Supporting your Child: when access needs to change due to COVID-19
In the era of social distancing and COVID-19 many families are finding that agreed family patterns need to change. This change can lead to stress for all members of the family particularly children. We have put together some advice to support your child during this period.
- Allow your child to be part of the necessary family changes at this time. This will create a much more positive and inclusive outcome.
- Talk with your child (at a level that is appropriate to their age) about what is happening in the community. Guidance from the Dept of Education is available here.
- Help them understand why their parents must take steps that will change how the family normally operates while this situation is ongoing.
- Ask children what they think could work and include them in making the plans if they are to live with only one parent during COVID-19.
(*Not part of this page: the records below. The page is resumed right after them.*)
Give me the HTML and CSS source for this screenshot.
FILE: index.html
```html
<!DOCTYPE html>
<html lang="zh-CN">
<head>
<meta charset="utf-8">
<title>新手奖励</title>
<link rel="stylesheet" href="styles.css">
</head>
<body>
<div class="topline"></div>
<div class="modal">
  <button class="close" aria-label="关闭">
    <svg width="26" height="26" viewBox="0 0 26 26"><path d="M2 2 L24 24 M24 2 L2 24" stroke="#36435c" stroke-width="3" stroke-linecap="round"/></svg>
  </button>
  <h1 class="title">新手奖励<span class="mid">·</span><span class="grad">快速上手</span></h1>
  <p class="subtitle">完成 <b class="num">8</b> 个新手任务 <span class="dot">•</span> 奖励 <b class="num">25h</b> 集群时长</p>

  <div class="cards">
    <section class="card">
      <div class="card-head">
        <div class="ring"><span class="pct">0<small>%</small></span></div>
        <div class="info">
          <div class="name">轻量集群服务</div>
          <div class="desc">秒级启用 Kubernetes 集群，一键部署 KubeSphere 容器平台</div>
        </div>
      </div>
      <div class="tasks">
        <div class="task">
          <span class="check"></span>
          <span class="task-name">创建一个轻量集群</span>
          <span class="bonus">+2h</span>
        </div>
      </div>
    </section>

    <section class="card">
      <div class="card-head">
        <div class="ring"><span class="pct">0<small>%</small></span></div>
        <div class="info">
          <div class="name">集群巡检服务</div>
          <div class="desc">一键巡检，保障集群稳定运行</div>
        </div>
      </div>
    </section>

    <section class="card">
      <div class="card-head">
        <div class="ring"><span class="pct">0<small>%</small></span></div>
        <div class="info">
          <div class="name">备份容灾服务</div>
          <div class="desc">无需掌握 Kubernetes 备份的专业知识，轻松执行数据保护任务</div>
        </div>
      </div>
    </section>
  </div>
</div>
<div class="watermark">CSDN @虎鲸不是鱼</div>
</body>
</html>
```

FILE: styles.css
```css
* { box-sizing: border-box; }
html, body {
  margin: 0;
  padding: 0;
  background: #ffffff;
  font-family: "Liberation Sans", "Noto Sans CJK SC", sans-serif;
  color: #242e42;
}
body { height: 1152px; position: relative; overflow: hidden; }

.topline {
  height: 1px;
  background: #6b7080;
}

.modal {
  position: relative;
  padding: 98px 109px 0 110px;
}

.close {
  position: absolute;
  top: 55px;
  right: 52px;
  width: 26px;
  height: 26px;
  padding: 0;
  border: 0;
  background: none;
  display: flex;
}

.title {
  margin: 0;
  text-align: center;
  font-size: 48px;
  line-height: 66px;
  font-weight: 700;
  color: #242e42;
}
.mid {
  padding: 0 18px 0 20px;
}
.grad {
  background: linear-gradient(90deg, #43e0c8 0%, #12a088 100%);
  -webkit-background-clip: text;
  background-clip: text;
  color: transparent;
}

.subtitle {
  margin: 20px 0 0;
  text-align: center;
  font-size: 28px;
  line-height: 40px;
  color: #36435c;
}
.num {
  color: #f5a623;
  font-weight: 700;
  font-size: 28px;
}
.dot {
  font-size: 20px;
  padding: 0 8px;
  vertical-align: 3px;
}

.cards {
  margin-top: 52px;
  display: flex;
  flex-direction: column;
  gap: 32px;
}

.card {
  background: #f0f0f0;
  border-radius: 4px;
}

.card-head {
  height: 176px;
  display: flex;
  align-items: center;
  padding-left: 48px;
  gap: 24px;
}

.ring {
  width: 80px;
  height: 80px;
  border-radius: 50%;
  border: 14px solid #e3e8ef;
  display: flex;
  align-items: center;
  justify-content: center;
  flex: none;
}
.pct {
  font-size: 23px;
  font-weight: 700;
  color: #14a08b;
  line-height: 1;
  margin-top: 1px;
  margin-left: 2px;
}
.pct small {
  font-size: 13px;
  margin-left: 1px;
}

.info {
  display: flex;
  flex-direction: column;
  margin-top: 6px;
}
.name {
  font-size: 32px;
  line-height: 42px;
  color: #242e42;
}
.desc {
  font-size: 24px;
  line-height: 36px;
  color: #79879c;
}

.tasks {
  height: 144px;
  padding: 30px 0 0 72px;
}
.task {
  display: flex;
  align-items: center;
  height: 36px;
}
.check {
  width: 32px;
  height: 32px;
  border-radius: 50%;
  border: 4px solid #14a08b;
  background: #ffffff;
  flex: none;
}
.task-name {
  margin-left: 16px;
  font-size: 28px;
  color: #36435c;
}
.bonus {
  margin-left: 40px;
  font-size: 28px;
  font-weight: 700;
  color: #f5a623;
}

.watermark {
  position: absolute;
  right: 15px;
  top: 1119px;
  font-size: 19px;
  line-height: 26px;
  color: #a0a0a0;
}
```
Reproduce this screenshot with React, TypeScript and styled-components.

Talking with children and helping them feel they are part of creating the plan will increase confidence and start to build resilience. Children need to know and believe that this time will pass, and families will get through it. Talk about a time when something difficult happened in your family before. Help your child recall how it may have been hard at the time but that eventually life became good again.
Talk with children about how the family is going to cope during this time, for example parents working from home; schools closing and sending the work online and then talk about how you all will cope. Let children see it is not just your family but all of society that is impacted.
Let your child see it is part of a plan and not a decision against the other parent if access arrangements need to be changed. Ideally if both parents can present the new plan to the children before engaging in it, it would help children see a united front. Children from separated families might otherwise think Mum and Dad are fighting again.
Parents who need mediated support at this time to agree new arrangements can contact The Family Mediation Service in the Legal Aid Board as they are offering free telephone mediation and conflict coaching on this issue for parents. More details about this service can be found at www.legalaidboard.ie.
Support your child by decreasing the amount of mass media they see. Children cannot understand all they hear and see and maybe overwhelmed by images and news stories.
Children can and will become fearful that a parent might be in danger or will die. Talking with them about all the measures the family is taking to cope, following the HSE guidelines will help them see they are playing a part. Talk with them about the future and how they will be cared for if their parent was to become ill.
Support your child to know the other parent is safe. Establish what works best with online resources or the phone. Children often do not do well with online engagement. Parents may need to support a routine of engaging with Zoom or other online platforms so the parent who is distant from the child can interact, read stories to them, dance and sing etc.
Remember by supporting the parent-child relationships, you are supporting your child to do well and decrease the likelihood of poor longer-term emotional implications from COVID-19.
Expect however, that your child’s behaviour may change. Preschool children may become clingier and have bed wetting or other behavioural changes. Older children may have issues concentrating and display more emotional issues, coming through in different or more negative behaviours. Temper tantrums may very well return for a while. Teens can have intense emotional responses to times such as the one we are experiencing.
Making time to talk about what is happening, how each of the family are feeling, building on coping mechanisms and supporting your child to build resilience will support all of you to get through this time together.